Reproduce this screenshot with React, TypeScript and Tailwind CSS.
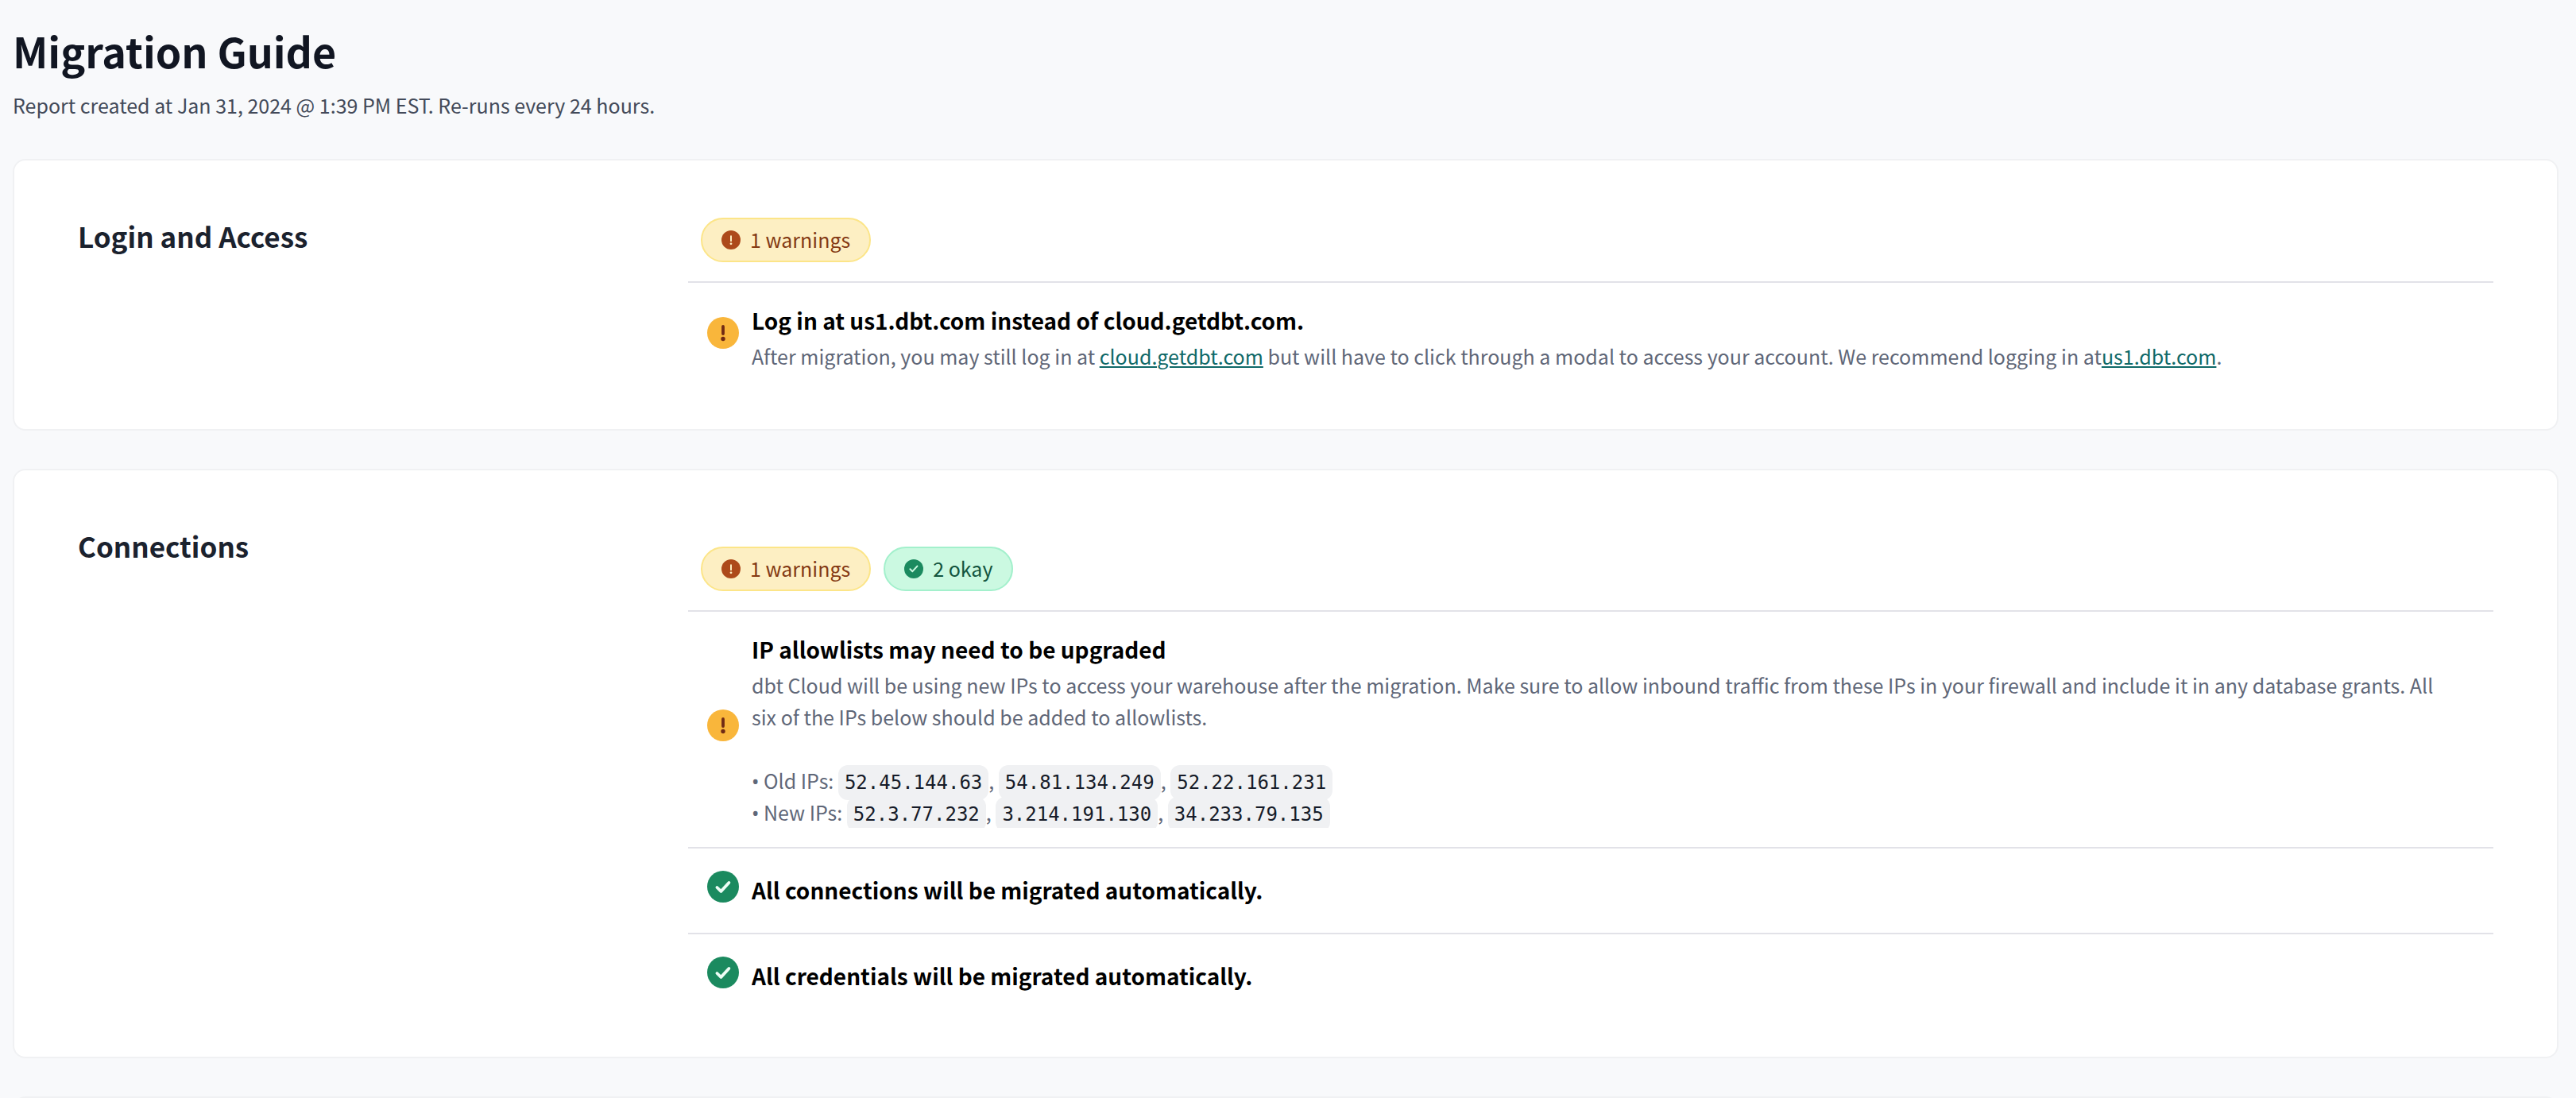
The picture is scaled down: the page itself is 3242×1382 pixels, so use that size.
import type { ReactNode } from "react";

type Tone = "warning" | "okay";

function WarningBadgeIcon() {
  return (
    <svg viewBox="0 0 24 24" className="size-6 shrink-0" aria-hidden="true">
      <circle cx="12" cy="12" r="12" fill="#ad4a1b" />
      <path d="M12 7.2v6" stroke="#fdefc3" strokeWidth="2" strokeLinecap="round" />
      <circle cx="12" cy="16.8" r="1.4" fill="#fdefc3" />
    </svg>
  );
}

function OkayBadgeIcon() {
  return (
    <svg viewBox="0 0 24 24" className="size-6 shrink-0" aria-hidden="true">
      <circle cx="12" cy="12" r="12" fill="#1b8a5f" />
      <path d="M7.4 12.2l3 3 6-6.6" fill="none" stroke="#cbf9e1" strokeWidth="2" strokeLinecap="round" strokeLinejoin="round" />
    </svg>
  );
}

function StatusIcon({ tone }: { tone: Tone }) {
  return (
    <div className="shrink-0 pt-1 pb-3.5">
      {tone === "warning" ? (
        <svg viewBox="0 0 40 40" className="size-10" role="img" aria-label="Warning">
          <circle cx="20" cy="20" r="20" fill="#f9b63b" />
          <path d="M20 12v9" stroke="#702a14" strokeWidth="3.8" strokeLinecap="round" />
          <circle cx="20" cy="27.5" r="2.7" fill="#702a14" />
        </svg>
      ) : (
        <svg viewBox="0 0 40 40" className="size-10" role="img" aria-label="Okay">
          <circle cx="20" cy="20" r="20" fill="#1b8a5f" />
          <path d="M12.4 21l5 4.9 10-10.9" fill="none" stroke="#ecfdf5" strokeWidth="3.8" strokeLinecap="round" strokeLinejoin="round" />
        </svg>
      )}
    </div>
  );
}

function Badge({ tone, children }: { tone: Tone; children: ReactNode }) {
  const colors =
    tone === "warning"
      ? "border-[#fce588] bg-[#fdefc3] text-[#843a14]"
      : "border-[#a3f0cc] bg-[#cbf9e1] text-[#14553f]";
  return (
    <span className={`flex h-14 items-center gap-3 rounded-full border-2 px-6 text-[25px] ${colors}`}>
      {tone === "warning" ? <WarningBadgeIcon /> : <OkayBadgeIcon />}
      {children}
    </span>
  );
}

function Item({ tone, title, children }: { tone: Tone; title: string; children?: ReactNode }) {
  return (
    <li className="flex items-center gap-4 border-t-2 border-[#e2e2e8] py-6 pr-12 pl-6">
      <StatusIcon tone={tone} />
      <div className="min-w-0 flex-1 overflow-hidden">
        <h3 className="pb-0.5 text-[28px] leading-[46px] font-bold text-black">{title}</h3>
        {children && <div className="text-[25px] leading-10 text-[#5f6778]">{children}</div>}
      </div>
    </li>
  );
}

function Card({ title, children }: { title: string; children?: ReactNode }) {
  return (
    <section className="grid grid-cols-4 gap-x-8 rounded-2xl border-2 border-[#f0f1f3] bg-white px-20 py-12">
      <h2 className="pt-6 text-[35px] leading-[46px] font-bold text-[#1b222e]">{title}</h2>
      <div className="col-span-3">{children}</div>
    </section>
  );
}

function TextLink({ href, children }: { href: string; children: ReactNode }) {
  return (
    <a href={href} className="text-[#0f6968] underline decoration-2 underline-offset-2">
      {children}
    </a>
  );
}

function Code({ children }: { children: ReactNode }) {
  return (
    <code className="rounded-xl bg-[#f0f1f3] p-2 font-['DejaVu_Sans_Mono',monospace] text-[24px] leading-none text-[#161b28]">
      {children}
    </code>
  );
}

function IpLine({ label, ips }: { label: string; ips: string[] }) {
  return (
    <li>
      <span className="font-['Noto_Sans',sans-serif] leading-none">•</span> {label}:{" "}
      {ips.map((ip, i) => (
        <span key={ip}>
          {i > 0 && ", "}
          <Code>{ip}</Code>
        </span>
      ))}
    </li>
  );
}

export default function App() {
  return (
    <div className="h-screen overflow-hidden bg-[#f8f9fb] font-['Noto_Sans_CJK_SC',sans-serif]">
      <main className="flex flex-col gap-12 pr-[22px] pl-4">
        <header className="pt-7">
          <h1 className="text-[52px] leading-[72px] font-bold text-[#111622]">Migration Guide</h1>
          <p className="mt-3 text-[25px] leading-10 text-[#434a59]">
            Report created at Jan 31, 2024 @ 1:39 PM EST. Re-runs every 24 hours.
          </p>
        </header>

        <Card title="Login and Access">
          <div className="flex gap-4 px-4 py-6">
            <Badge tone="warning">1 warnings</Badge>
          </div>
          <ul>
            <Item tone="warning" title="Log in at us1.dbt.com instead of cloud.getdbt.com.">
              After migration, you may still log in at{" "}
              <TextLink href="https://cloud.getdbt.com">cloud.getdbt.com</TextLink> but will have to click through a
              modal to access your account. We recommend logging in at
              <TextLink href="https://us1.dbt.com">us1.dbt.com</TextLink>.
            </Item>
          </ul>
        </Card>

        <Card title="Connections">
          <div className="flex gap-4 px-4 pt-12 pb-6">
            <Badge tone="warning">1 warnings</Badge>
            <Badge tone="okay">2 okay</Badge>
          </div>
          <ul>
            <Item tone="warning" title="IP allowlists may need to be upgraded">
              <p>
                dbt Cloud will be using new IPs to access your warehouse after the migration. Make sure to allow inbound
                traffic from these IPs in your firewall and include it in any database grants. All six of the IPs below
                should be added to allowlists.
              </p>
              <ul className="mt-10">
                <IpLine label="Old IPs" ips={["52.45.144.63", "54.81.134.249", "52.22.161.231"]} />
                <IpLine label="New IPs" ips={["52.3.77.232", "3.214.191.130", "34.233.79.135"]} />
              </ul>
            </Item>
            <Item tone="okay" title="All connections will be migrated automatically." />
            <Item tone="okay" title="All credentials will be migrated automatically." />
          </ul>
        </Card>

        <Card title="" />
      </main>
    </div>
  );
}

◆ Exercise description ◆
Copy out each line of the listing that holds "size".

◆ Reply ◆
The picture is scaled down: the page itself is 3242×1382 pixels, so use that size.
    <svg viewBox="0 0 24 24" className="size-6 shrink-0" aria-hidden="true">
    <svg viewBox="0 0 24 24" className="size-6 shrink-0" aria-hidden="true">
        <svg viewBox="0 0 40 40" className="size-10" role="img" aria-label="Warning">
        <svg viewBox="0 0 40 40" className="size-10" role="img" aria-label="Okay">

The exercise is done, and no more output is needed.